Начало последнего года в школе оказалось очень трудным. Только дружба с Аннушкой, которая сама собой завязалась в прошлом году, — дом их был через улицу, тоже из белого кирпича, как все на этом конце деревни, — помогла мне как-то войти в напряженный учебный ритм, снова заставить себя учиться. Я запомнил материнские слова и надеялся, что удастся ее обрадовать. Хотя бы поступлением в вуз. Летом я работал в колхозе пастухом — два дня в поле, один дома. Заработал хорошие деньги, даже не хотел больше идти в школу. Но мама сказала, как отрезала: «Будешь учиться, и не абы как! Должен поступить в институт. Без образования сейчас никуда и не ткнешься. Хочешь всю жизнь коровам хвосты крутить или за баранкой гнуться? Учись, пока есть возможность. Кто знает, как жизнь повернется? Да и в армию пока не попадешь. А там, может, Горбачев и Афганистан этот прикроет».
Да, вот так благодаря Аннушке, матери, да еще увлечению историей, которым заразил нас молодой, только что из института, преподаватель, и обязан я тому, что все-таки закончил школу с приличным аттестатом, без «троек». А если бы взялся за ум пораньше, то была бы и медаль. Учителя истории звали Мирон Миронович. Или, как мы его ласково переименовали, — Мыр-мыр. Еще и потому, что он всегда начинал говорить с трудом, с какого-то мурлыканья, но когда расходился, речь его лилась ясно и увлекательно, все завороженно замолкали, и звонок на перемену звенел очень скоро и всегда некстати. Некоторые ребята в нашем классе были на голову выше его, но когда наш Мырмыр раскочегаривался, то казался выше всех. Мы с Аннушкой предложили организовать исторический кружок. Решили вместе, но подошла поговорить к нему она одна, — и Мирон Миронович не стал ссылаться на занятость, на то, что дорога в школу отнимает у него много времени, сразу согласился. Она была очень довольна, что сумела убедить нашего Мырмыра. Даже немного загордилась.
«Такая девушка уговорит кого хочешь!» — как-то очень легко и совсем неожиданно для самого себя выдал я свой первый в жизни комплимент. Аннушка вспыхнула и быстро бросила на меня взгляд, от которого у меня дрогнуло сердце. Тут и я в свою очередь покраснел и сделал вид, что куда-то тороплюсь. Такой неловкости в отношениях со своей соседкой я никогда не испытывал. В этот день даже не пошел с ней домой — нарочно задержался после уроков с учителем физкультуры Наумом Яковлевичем.

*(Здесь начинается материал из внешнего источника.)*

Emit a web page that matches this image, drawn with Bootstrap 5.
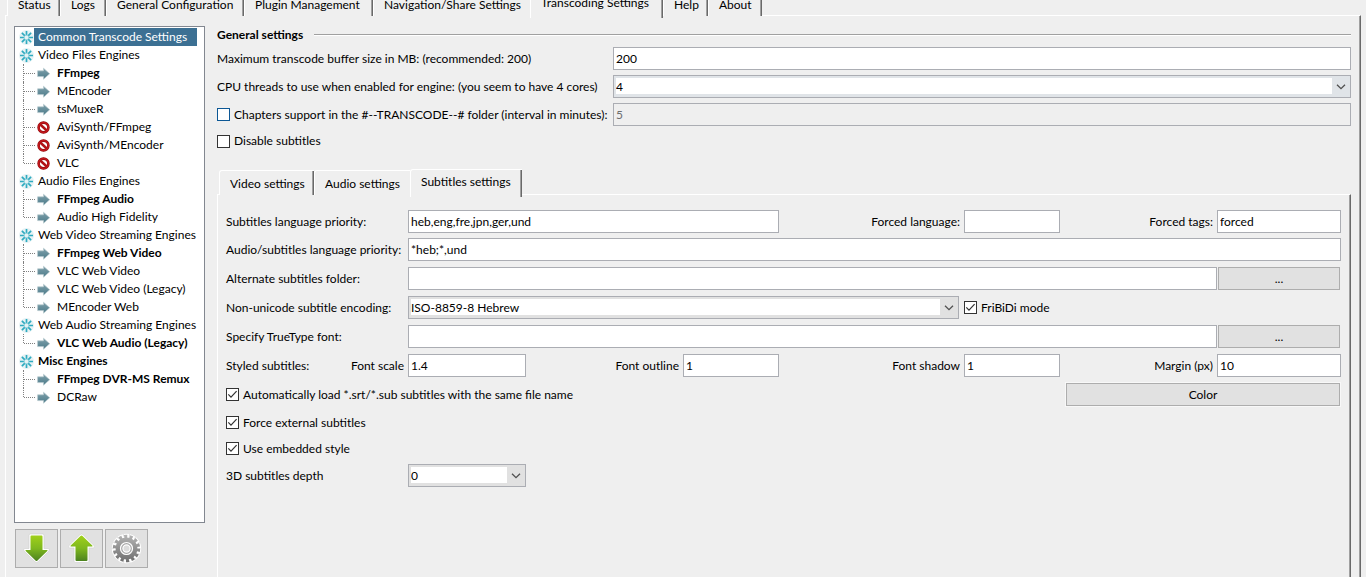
<!DOCTYPE html>
<html lang="en">
<head>
<meta charset="utf-8">
<meta name="viewport" content="width=device-width, initial-scale=1">
<title>Transcoding Settings</title>
<link href="https://cdn.jsdelivr.net/npm/bootstrap@5.3.0/dist/css/bootstrap.min.css" rel="stylesheet">
<style>
:root{--face:#efefef;--line:#abadb3;--dark:#696969;--mid:#a0a0a0}
body{font:12px/18px Lato,"Open Sans",sans-serif;color:#000;background:var(--face);overflow:hidden}
button,input,select{font:inherit;color:inherit}

/* tab strips */
.strip{padding-left:2px;position:relative;z-index:1}
.strip button{background:var(--face);border:0;border-top:1px solid #fff;border-left:1px solid #fff;border-radius:3px 0 0 0;box-shadow:inset -1px 0 var(--dark),inset -2px 0 var(--mid);height:25px;padding:2px 0 0 10px;text-align:left;line-height:18px;white-space:nowrap}
.strip button.before-active{box-shadow:none}
.strip button.active{height:28px;margin-bottom:-2px;padding-top:0;padding-bottom:4px}
.strip-main{height:16px;margin-left:5px;align-items:flex-end}
.pane{border:1px solid #fff;border-right:1px solid var(--dark);border-bottom:0;box-shadow:inset -1px 0 var(--mid)}
.pane-main{margin:-1px 5px 0}
.inner{height:27px;margin-top:18px}
.inner .t1{width:95px}
.inner .t2{width:96px}
.inner .t3{width:112px}

/* engine tree */
.side{width:191px;margin:10px 12px 9px 8px}
.tree{background:#fff;border:1px solid #828790;white-space:nowrap;padding-top:1px}
.tree ul{list-style:none;margin:0;padding:0}
.tree svg{display:block;flex:none}
.tree .sel{background:#3c7093;color:#fff;margin-left:-4px;padding:0 10px 0 4px}
.kids li{display:flex;align-items:center;height:18px;padding-left:9px;position:relative}
.kids li::before{content:"";position:absolute;left:8px;top:0;height:18px;border-left:1px dotted #808080}
.kids li:last-child::before{height:9px}
.kids li::after{content:"";order:-1;width:11px;border-top:1px dotted #808080}
.kids svg{margin:0 7px 0 2px}
.tools{gap:2px;margin-top:6px;padding-left:1px}
.tool{width:43px;height:39px;background:#e1e1e1;border:1px solid #adadad;padding:0;display:grid;place-items:center}

/* fields */
.work{margin:10px 9px 0 0;min-width:0}
.headline{height:18px;gap:11px;margin-bottom:3px}
.rule{height:2px;background:linear-gradient(var(--mid) 50%,#fff 50%)}
.line{height:23px;margin-bottom:5px}
.solo{height:18px;margin-top:1px}
.lab{width:396px;flex:none}
.fld{height:23px;width:100%;min-width:0;border:1px solid var(--line);border-radius:0;background-color:#fff;padding:0 2px;line-height:21px}
.fld:disabled{background:var(--face);color:#6d6d6d;opacity:1}
.drop{appearance:none;background:
 url("data:image/svg+xml,%3Csvg xmlns='http://www.w3.org/2000/svg' width='10' height='6'%3E%3Cpath d='M1 .7l4 4 4-4' fill='none' stroke='%23505050' stroke-width='1.3'/%3E%3C/svg%3E") right 4px center/10px 6px no-repeat,
 linear-gradient(#fff,#fff) 2px 2px/calc(100% - 20px) 16px no-repeat,#e1e1e1}
.drop.hot{background-color:#e0e4e8}
.push{height:23px;border:1px solid #adadad;background:#e1e1e1;padding:0;line-height:21px;text-align:center}
.tick{appearance:none;flex:none;width:13px;height:13px;margin:0;border:1px solid #333;background:#fff}
.tick:checked{background:#fff url("data:image/svg+xml,%3Csvg xmlns='http://www.w3.org/2000/svg' width='11' height='11'%3E%3Cpath d='M1.3 5.3l2.7 2.9 5.6-6' fill='none' stroke='%23333' stroke-width='1.2'/%3E%3C/svg%3E") center no-repeat}
.tick.hot{border-color:#0c5795}

/* subtitles pane */
.pane-sub{margin-top:-1px}
.sub-grid{display:grid;line-height:23px;padding:15px 9px 0 8px;white-space:nowrap;
 grid-template-columns:182px 118fr 157fr 96fr 185fr 96fr 157fr 124fr;
 grid-template-rows:28px repeat(5,29px) 28px 26px 27px 23px;align-items:start}
.to5{grid-column:2/5}
.to6{grid-column:2/6;padding-right:5px}
.to8{grid-column:2/8}
.to9{grid-column:2/9}
.from6{grid-column:6/9}
.first6{grid-column:1/7}
.full{grid-column:1/9}
.color{grid-column:7/9;margin:0 1px 0 6px;outline:1px solid #f8f8f8}
.browse{margin:0 1px}
.cap{text-align:right;padding-right:4px}
</style>
</head>
<body>
<svg width="0" height="0" class="position-absolute" aria-hidden="true">
<defs>
<linearGradient id="gr" x1="0" y1="0" x2="0" y2="1"><stop offset="0" stop-color="#a0d01a"/><stop offset=".5" stop-color="#7fb81e"/><stop offset="1" stop-color="#4c8220"/></linearGradient>
<linearGradient id="gy" gradientUnits="userSpaceOnUse" x1="0" y1="2" x2="0" y2="29"><stop offset="0" stop-color="#b4b4b4"/><stop offset="1" stop-color="#6e6e6e"/></linearGradient>
<linearGradient id="bl" x1="0" y1="0" x2="0" y2="1"><stop offset="0" stop-color="#7fa0ab"/><stop offset="1" stop-color="#4d7c8a"/></linearGradient>
<symbol id="star" viewBox="0 0 15 15"><circle cx="7.5" cy="7.5" r="7.4" fill="#e6f2f4"/><path d="M7.5 1v4.300M7.500 9.700V14M1 7.500h4.300M9.700 7.500H14M2.900 2.900l3 3M9.100 9.100l3 3M2.900 12.100l3-3M9.100 5.900l3-3" stroke="#2fabc0" stroke-width="1.700"/><circle cx="7.500" cy="7.500" r="2.300" fill="none" stroke="#8fd0da" stroke-width=".8"/></symbol>
<symbol id="arr" viewBox="0 0 13 13"><path d="M.6 3.800h5.900V1.200L12.700 6.700 6.500 12.200V9.600H.6z" fill="url(#bl)" stroke="#b9cacf" stroke-width=".7"/></symbol>
<symbol id="ban" viewBox="0 0 13 13"><circle cx="6.500" cy="6.500" r="4.900" fill="#fff" stroke="#8e0d10" stroke-width="2.600"/><circle cx="6.500" cy="6.500" r="4.900" fill="none" stroke="#c5161b" stroke-width="1.500"/><path d="M3.300 3.500l6.400 6" stroke="#b01216" stroke-width="2.400"/></symbol>
</defs>
</svg>
<div class="min-vh-100 d-flex flex-column">
<nav class="strip strip-main d-flex" role="tablist" id="mainTabs"></nav>
<main class="pane pane-main flex-grow-1 d-flex">
 <aside class="side d-flex flex-column flex-shrink-0">
  <div class="tree flex-grow-1" id="tree"></div>
  <div class="tools d-flex">
   <button class="tool" aria-label="Move down"><svg width="29" height="31" viewBox="0 0 29 31"><path d="M7 2.500Q7 1 8.500 1h12Q22 1 22 2.500V15.500h4q2.500 0 1 2.500L16 28.800q-1.500 1.400-3 0L2 18Q.5 15.500 3 15.500h4z" fill="#fff" stroke="#cfcfcf" stroke-width=".6"/><path d="M9.500 2.500h10q1 0 1 1V17h4.500q1 0 .3 1L15.500 27.500q-1 1-2 0L3.700 18q-.7-1 .3-1h4.500V3.500q0-1 1-1z" fill="url(#gr)"/></svg></button>
   <button class="tool" aria-label="Move up"><svg width="29" height="31" viewBox="0 0 29 31"><g transform="matrix(1 0 0 -1 0 30.500)"><path d="M7 2.500Q7 1 8.500 1h12Q22 1 22 2.500V15.500h4q2.500 0 1 2.500L16 28.800q-1.500 1.400-3 0L2 18Q.5 15.500 3 15.500h4z" fill="#fff" stroke="#cfcfcf" stroke-width=".6"/></g><path d="M9.500 28h10q1 0 1-1V13.500h4.500q1 0 .3-1L15.500 3q-1-1-2 0L3.700 12.500q-.7 1 .3 1h4.500V27q0 1 1 1z" fill="url(#gr)"/></svg></button>
   <button class="tool" aria-label="Toggle engine"><svg width="31" height="31" viewBox="0 0 31 31"><circle cx="15.500" cy="15.500" r="12.300" fill="#fff" stroke="#fff" stroke-width="4.800" stroke-dasharray="4.700 .820"/><circle cx="15.500" cy="15.500" r="12" fill="none" stroke="url(#gy)" stroke-width="3.400" stroke-dasharray="3.100 2.286"/><circle cx="15.500" cy="15.500" r="10.900" fill="url(#gy)"/><circle cx="15.500" cy="15.500" r="6" fill="#a5a5a5" stroke="#fff" stroke-width="1.200"/><circle cx="15.500" cy="15.500" r="3.600" fill="#dcdcdc" stroke="#fff" stroke-width="1.200"/></svg></button>
  </div>
 </aside>
 <section class="work flex-grow-1 d-flex flex-column">
  <div class="d-flex align-items-center headline"><b>General settings</b><div class="rule flex-grow-1"></div></div>
  <div class="d-flex align-items-center line"><label class="lab" for="buf">Maximum transcode buffer size in MB: (recommended: 200)</label><input class="fld" id="buf" value="200"></div>
  <div class="d-flex align-items-center line"><label class="lab" for="cpu">CPU threads to use when enabled for engine: (you seem to have 4 cores)</label><select class="fld drop hot" id="cpu"><option>4</option></select></div>
  <div class="d-flex align-items-center line"><label class="lab d-flex align-items-center gap-1"><input type="checkbox" class="tick hot">Chapters support in the #--TRANSCODE--# folder (interval in minutes):</label><input class="fld" aria-label="Interval in minutes" value="5" disabled></div>
  <label class="d-flex align-items-center gap-1 solo"><input type="checkbox" class="tick">Disable subtitles</label>
  <div class="strip d-flex align-items-end inner" role="tablist">
   <button role="tab" class="t1">Video settings</button><button role="tab" class="t2 before-active">Audio settings</button><button role="tab" class="t3 active" aria-selected="true">Subtitles settings</button>
  </div>
  <div class="pane pane-sub flex-grow-1">
   <div class="sub-grid">
    <label for="slp">Subtitles language priority:</label><input class="fld to5" id="slp" value="heb,eng,fre,jpn,ger,und">
    <label class="cap" for="fl">Forced language:</label><input class="fld" id="fl">
    <label class="cap" for="ft">Forced tags:</label><input class="fld" id="ft" value="forced">

    <label for="aslp">Audio/subtitles language priority:</label><input class="fld to9" id="aslp" value="*heb;*,und">

    <label for="alt">Alternate subtitles folder:</label><input class="fld to8" id="alt"><button class="push browse" aria-label="Browse folder">...</button>

    <label for="enc">Non-unicode subtitle encoding:</label><div class="to6"><select class="fld drop d-block" id="enc"><option>ISO-8859-8 Hebrew</option></select></div>
    <label class="from6 d-flex align-items-center gap-1"><input type="checkbox" class="tick" checked>FriBiDi mode</label>

    <label for="ttf">Specify TrueType font:</label><input class="fld to8" id="ttf"><button class="push browse" aria-label="Browse font">...</button>

    <div class="d-flex justify-content-between cap"><span>Styled subtitles:</span><label for="fs">Font scale</label></div><input class="fld" id="fs" value="1.4">
    <label class="cap" for="fo">Font outline</label><input class="fld" id="fo" value="1">
    <label class="cap" for="fsh">Font shadow</label><input class="fld" id="fsh" value="1">
    <label class="cap" for="mg">Margin (px)</label><input class="fld" id="mg" value="10">

    <label class="first6 d-flex align-items-center gap-1"><input type="checkbox" class="tick" checked>Automatically load *.srt/*.sub subtitles with the same file name</label><button class="push color">Color</button>
    <label class="full d-flex align-items-center gap-1"><input type="checkbox" class="tick" checked>Force external subtitles</label>
    <label class="full d-flex align-items-center gap-1"><input type="checkbox" class="tick" checked>Use embedded style</label>
    <label for="dep">3D subtitles depth</label><select class="fld drop" id="dep"><option>0</option></select>
   </div>
  </div>
 </section>
</main>
</div>
<script>
const tabs=[["Status",53],["Logs",46],["General Configuration",138],["Plugin Management",129],["Navigation/Share Settings",157],["Transcoding Settings",133],["Help",45],["About",54]];
document.getElementById('mainTabs').innerHTML=tabs.map(([t,w],i)=>`<button role="tab" class="flex-shrink-0${i==5?' active':i==4?' before-active':''}" aria-selected="${i==5}" style="width:${w}px">${t}</button>`).join('');
const ic=(n,s)=>`<svg width="${s}" height="${s}"><use href="#${n}"/></svg>`;
// engine entries: "+" marks bold (active), "x" marks unavailable
const groups=[["Common Transcode Settings",[]],["Video Files Engines",["+FFmpeg","MEncoder","tsMuxeR","xAviSynth/FFmpeg","xAviSynth/MEncoder","xVLC"]],["Audio Files Engines",["+FFmpeg Audio","Audio High Fidelity"]],["Web Video Streaming Engines",["+FFmpeg Web Video","VLC Web Video","VLC Web Video (Legacy)","MEncoder Web"]],["Web Audio Streaming Engines",["+VLC Web Audio (Legacy)"]],["+Misc Engines",["+FFmpeg DVR-MS Remux","DCRaw"]]];
const name=s=>s[0]=='+'?`<b>${s.slice(1)}</b>`:`<span>${s.replace(/^x/,'')}</span>`;
document.getElementById('tree').innerHTML='<ul>'+groups.map(([g,k],i)=>`<li><div class="d-flex align-items-center gap-1 ps-1">${ic('star',15)}${i?name(g):`<span class="sel">${g}</span>`}</div>${k.length?`<ul class="kids">${k.map(e=>`<li>${ic(e[0]=='x'?'ban':'arr',13)}${name(e)}</li>`).join('')}</ul>`:''}</li>`).join('')+'</ul>';
</script>
<script src="https://cdn.jsdelivr.net/npm/bootstrap@5.3.0/dist/js/bootstrap.bundle.min.js"></script>
</body>
</html>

Чем тут же сумел воспользоваться мой сосед Егорка.
Из окна учительской я наблюдал, как он пристроился к Аннушке и, что-то весело рассказывая, скрылся с ней за углом. Пришлось утешиться тем, что, в конце концов, они ведь тоже соседи. Дома их не только рядом, но даже и на одной стороне улицы.
Возможно, я потому и слушал Наума Яковлевича так невнимательно, что мысленно был третьим, рядом с Аннушкой и Егоркой, моим постоянным соперником с самого детства. И если влипал куда-то, то всегда благодаря ему. Потом сам недоумевал, как он мог подбить меня на такую глупость. Чертик в заднице у Егорки никогда не отдыхал и всегда ловко перебирался в его голову, все продумывая и рассчитывая. И как ни попадало ему дома от отца, — Егоркины крики часто оглашали улицу и доносились до нашего двора, — и от старших ребят в школе, своих проделок сосед мой не оставлял. Или, скорее, они не могли оставить его. Ведь он был такой увлеченный и старательный их исполнитель.
А у Наума Яковлевича появился ко мне свой интерес. Он тоже заметил, что чаще всех попадаю в баскетбольную корзину, и загорелся мечтой приобщить меня к большому спорту. Хотя, конечно, с мячом у меня были не такие идеальные отношения, как с простыми камнями. Видно, мои древние предки не имели возможности играть в эту игру. На каждом уроке Наум Яковлевич давал мне отдельное задание и очень радовался, когда у меня получалось. Обычно насмешливый и даже ехидный, он пылко убеждал, что я талант. А талант его никак нельзя зарывать в землю.
— Конечно, — с улыбкой говорил он, — признаюсь, что я, старый скромный еврей с ужасной немецкой фамилией Борман, день и ночь мечтаю, чтобы в биографии олимпийского чемпиона было упомянуто о его первом учителе физкультуры. Пускай даже без фамилии. Тем более, что ее уже так прославили — никакими заслугами не отмыть. Но само сознание того факта, что я, Борман, сумел первым разглядеть талант обычного деревенского паренька, будет согревать душу до конца моих дней.